> _The task_: Using the data below, copy every line that contains the word "components".

> _Source data_:
────────────────────

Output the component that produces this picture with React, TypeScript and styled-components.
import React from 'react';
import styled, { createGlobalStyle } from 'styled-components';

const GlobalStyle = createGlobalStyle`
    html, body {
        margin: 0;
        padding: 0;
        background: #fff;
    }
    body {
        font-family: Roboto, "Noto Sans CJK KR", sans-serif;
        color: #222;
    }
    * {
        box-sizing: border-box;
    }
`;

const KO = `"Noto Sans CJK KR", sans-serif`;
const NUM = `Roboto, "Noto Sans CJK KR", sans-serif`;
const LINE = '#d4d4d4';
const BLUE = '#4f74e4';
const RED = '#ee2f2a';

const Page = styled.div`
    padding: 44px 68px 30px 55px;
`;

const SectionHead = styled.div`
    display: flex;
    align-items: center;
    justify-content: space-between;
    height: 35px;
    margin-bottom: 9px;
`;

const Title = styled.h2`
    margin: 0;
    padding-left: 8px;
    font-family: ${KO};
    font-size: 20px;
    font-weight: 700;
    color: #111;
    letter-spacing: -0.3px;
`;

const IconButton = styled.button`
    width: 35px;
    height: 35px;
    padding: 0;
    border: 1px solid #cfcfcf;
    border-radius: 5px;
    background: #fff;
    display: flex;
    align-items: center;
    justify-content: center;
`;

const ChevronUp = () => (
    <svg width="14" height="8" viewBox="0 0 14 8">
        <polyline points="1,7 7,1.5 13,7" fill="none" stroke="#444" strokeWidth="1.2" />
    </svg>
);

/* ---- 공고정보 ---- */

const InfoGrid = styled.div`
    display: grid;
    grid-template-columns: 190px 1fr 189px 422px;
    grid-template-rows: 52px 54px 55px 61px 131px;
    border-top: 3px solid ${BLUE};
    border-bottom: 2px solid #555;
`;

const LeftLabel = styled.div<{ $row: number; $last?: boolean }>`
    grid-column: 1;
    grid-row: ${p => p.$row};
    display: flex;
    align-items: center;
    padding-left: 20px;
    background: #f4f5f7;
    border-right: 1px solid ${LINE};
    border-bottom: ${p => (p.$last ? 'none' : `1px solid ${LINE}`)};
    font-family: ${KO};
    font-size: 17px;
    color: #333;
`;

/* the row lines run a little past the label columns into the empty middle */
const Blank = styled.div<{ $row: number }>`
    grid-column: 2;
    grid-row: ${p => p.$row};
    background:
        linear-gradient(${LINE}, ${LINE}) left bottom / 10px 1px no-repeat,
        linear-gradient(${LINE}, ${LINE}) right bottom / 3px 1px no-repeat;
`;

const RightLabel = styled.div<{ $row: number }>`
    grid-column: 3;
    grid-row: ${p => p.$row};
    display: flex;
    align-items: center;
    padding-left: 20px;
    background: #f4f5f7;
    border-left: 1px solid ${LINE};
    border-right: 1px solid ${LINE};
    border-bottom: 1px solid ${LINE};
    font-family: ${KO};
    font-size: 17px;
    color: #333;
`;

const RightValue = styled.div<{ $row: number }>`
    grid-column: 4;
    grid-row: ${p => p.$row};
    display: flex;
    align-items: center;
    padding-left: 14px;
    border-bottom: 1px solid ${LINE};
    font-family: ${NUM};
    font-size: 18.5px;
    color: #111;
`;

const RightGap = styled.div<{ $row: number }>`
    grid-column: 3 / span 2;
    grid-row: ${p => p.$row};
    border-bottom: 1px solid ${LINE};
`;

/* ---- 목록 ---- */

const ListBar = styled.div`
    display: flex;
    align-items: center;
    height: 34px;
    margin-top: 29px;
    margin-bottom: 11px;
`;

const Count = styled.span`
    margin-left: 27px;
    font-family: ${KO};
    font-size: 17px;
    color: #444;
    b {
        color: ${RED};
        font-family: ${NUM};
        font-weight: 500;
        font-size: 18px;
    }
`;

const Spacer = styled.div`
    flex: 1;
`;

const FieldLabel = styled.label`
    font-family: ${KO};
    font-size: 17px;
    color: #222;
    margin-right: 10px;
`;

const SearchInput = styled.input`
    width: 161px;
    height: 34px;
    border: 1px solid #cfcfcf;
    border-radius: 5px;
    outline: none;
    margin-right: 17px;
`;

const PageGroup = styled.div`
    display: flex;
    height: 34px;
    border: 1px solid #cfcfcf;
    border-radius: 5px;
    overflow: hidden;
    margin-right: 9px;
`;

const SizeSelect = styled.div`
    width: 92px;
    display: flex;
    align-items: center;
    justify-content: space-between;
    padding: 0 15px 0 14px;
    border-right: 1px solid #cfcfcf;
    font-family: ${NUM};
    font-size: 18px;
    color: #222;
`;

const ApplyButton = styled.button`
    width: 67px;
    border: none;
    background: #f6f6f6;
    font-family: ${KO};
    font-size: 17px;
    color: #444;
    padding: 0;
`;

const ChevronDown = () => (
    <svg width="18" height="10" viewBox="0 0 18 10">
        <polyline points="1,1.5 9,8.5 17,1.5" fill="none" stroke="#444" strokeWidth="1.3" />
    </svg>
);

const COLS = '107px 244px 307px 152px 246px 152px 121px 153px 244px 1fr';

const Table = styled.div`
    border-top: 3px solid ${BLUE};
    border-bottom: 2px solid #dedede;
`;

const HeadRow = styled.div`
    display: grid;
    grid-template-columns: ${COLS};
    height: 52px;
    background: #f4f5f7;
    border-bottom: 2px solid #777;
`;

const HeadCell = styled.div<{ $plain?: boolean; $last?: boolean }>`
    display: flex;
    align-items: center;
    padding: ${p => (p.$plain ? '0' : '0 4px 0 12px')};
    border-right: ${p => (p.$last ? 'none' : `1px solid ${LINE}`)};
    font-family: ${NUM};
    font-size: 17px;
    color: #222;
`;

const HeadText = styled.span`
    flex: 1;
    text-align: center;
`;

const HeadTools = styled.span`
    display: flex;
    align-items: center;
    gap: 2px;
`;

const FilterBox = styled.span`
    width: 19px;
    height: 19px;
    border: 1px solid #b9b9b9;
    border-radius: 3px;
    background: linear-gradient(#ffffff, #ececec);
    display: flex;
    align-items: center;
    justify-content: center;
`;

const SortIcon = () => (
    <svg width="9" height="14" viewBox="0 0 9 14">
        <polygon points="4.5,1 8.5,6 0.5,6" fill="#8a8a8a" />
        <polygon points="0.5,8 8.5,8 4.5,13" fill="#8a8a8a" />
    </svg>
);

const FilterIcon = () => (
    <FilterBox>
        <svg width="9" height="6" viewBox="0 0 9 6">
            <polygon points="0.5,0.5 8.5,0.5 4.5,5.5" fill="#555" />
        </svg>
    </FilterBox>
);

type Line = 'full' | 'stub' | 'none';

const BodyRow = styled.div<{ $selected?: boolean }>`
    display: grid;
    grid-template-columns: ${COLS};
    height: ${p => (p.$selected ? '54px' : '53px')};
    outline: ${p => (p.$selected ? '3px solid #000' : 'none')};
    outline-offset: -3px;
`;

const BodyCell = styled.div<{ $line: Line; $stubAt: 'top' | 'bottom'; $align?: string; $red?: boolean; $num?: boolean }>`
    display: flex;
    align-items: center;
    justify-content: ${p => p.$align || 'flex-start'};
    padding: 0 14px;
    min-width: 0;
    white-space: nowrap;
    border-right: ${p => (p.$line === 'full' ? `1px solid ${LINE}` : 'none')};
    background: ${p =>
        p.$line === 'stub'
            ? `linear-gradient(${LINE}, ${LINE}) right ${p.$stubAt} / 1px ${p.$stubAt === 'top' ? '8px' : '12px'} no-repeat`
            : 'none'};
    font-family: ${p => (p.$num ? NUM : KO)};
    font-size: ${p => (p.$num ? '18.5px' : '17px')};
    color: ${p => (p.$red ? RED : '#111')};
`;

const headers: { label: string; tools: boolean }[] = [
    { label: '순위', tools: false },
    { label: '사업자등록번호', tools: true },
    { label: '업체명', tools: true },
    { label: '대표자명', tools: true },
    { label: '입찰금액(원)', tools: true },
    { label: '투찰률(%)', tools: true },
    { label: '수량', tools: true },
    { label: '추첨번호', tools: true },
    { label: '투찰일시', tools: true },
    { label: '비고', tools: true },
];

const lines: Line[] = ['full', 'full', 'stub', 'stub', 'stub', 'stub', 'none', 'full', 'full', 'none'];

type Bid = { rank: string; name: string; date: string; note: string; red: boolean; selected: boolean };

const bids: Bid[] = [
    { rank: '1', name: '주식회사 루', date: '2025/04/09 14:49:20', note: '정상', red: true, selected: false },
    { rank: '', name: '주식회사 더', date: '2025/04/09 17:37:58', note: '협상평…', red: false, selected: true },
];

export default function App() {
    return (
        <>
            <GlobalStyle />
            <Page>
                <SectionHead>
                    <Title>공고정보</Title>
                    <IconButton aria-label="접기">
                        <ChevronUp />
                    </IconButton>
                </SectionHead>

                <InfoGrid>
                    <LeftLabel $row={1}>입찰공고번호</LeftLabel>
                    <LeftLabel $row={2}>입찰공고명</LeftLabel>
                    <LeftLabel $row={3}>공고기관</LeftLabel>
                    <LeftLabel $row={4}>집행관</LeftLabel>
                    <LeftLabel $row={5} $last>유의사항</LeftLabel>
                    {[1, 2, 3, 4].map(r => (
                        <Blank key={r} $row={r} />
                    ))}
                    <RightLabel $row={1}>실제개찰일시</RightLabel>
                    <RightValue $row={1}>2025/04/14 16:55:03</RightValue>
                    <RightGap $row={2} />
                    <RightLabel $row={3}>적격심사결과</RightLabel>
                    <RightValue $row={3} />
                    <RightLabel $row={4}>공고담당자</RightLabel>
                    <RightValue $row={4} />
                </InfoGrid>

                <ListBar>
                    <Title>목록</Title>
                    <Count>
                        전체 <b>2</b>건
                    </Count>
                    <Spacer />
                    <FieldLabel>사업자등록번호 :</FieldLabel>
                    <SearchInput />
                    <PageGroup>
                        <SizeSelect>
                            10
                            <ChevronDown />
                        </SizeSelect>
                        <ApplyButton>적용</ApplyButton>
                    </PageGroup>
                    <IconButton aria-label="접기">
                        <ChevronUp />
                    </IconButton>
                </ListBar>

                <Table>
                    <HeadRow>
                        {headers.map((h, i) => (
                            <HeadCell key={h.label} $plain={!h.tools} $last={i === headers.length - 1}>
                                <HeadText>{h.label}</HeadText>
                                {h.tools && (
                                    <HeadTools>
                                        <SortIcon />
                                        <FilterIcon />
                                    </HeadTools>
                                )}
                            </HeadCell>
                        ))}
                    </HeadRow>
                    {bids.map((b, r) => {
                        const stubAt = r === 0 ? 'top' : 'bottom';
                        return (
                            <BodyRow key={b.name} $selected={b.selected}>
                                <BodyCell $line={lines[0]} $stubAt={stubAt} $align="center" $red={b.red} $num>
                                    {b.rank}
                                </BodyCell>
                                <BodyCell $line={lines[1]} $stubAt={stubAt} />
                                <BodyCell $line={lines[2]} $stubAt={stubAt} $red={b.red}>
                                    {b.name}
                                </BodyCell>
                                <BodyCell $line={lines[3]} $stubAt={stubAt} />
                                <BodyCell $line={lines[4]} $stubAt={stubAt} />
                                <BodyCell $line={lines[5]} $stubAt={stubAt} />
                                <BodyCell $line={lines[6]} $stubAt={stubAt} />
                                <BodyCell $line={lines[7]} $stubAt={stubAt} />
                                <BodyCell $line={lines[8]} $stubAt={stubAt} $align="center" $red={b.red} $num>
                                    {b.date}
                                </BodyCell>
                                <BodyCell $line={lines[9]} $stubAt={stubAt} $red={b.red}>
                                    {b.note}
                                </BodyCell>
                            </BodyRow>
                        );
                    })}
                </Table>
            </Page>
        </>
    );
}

────────────────────

> _Written response_:
Output the component that produces this picture with React, TypeScript and styled-components.
import styled, { createGlobalStyle } from 'styled-components';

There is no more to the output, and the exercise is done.